Fed Balance Sheet
As of Jun 10, 2026 · Source: Total Assets, Federal Reserve Balance Sheet
Last data pull…
Neutral
$6.73T
0.72% YoY
The Fed's balance sheet is the other lever of monetary policy — alongside the Fed Funds Rate. When the Fed buys bonds, balance-sheet assets expand (QE), reserves flood the system, and financial conditions ease independently of where the policy rate sits. When the Fed lets bonds roll off without replacement, assets shrink (QT), reserves drain, and conditions tighten in the background even if no rate change happens. So this card answers a question the policy rate alone can't: is the Fed actively pumping liquidity in or pulling it out, and at what speed? The card shows YoY % change rather than the raw level for one reason — the absolute size has structurally shifted (~$800B pre-2008, ~$9T at 2022 peak, currently mid-$6T), so any rating against historical levels would be meaningless. YoY change reads identically across regimes. Watch zones to read it: solidly positive (above ~+5%) means active QE or emergency facility expansion (2008-09, 2020-21, 2023's BTFP bump for the SVB episode); around zero means the balance sheet is steady or being maintained; solidly negative (below ~-5%) means active QT, which has historically preceded financial accidents (2018-19 repo market squeeze, 2023 regional bank stress) because draining reserves out of the system surfaces fragilities that abundant liquidity was masking. The historical pattern matters here: the Fed almost never expands the balance sheet preemptively — QE is reactive, triggered by an identified problem.
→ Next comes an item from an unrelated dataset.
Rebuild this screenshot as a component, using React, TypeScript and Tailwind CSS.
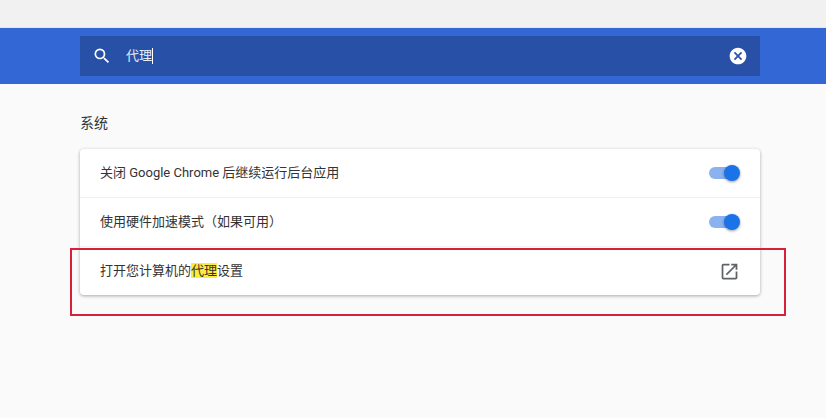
export default function App() {
  const font = "font-['Roboto','Noto_Sans_CJK_SC',sans-serif]";
  const Toggle = () => (
    <div className="relative mr-[3px] h-[12px] w-[28px] shrink-0 rounded-full bg-[#8ab1f0]">
      <div className="absolute right-[-3px] top-[-2px] h-[16px] w-[16px] rounded-full bg-[#1a73e8] shadow-[0_1px_3px_rgba(0,0,0,0.4)]" />
    </div>
  );
  return (
    <div className={`relative h-[418px] w-[826px] overflow-hidden bg-[#fafafa] ${font}`}>
      <div className="h-[27px] bg-[#f1f1f1]" />
      <div className="h-px bg-[#e4e4ea]" />
      <div className="flex h-14 items-center bg-[#3367d6] pl-20 pr-[66px]">
        <div className="flex h-10 w-full items-center bg-[#2850a6] pl-[12px] pr-[12px] text-white">
          <svg width="20" height="20" viewBox="0 0 24 24" fill="white" className="shrink-0">
            <path d="M15.5 14h-.79l-.28-.27A6.47 6.47 0 0 0 16 9.5 6.5 6.5 0 1 0 9.5 16c1.61 0 3.09-.59 4.23-1.57l.27.28v.79l5 4.99L20.49 19l-4.99-5zm-6 0C7.01 14 5 11.99 5 9.5S7.01 5 9.5 5 14 7.01 14 9.5 11.99 14 9.5 14z" />
          </svg>
          <span className="ml-[14px] text-[13px] leading-5 text-[#e6edfb]">代理</span>
          <div className="h-[16px] w-px bg-white" />
          <div className="flex-1" />
          <svg width="20" height="20" viewBox="0 0 24 24" fill="white" className="shrink-0">
            <path d="M12 2C6.47 2 2 6.47 2 12s4.47 10 10 10 10-4.47 10-10S17.53 2 12 2zm5 13.59L15.59 17 12 13.41 8.41 17 7 15.59 10.59 12 7 8.41 8.41 7 12 10.59 15.59 7 17 8.41 13.41 12 17 15.59z" />
          </svg>
        </div>
      </div>

      <div className="pl-20 pr-[66px]">
        <h2 className="mt-[29px] text-[14px] font-normal leading-5 text-[#333]">系统</h2>
        <div className="mt-[16px] rounded-[4px] bg-white text-[13px] text-[#333] shadow-[0_1px_3px_rgba(60,64,67,0.3),0_1px_3px_1px_rgba(60,64,67,0.1)]">
          <div className="flex h-[48px] items-center justify-between pl-5 pr-5">
            <span>关闭 Google Chrome 后继续运行后台应用</span>
            <Toggle />
          </div>
          <div className="flex h-[49px] items-center justify-between border-t border-[#f0f0f0] pl-5 pr-5">
            <span>使用硬件加速模式（如果可用）</span>
            <Toggle />
          </div>
          <div className="flex h-[49px] items-center justify-between border-t border-[#f0f0f0] pl-5 pr-5">
            <span>
              打开您计算机的<span className="bg-[#ffeb3b]">代理</span>设置
            </span>
            <svg width="21" height="21" viewBox="0 0 24 24" fill="#5f6368" className="shrink-0">
              <path d="M19 19H5V5h7V3H5a2 2 0 0 0-2 2v14a2 2 0 0 0 2 2h14c1.1 0 2-.9 2-2v-7h-2v7zM14 3v2h3.59l-9.83 9.83 1.41 1.41L19 6.41V10h2V3h-7z" />
            </svg>
          </div>
        </div>
      </div>

      <div className="absolute left-[70px] top-[248px] h-[68px] w-[716px] border-2 border-[#d9203a]" />
    </div>
  );
}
So a high reading on this card typically means the Fed is responding to something already broken, while a low reading means QT is grinding away in the background and the question is whether this cycle will see a 2019-style pivot before something cracks. Pair with Real Fed Funds Rate (rate-side stance) and ANFCI (financial-conditions outcome) for the full Fed-stance picture: balance sheet tells you whether liquidity is flowing in or out, real rate tells you how restrictive the policy rate is, ANFCI tells you whether either lever is reaching the financial system.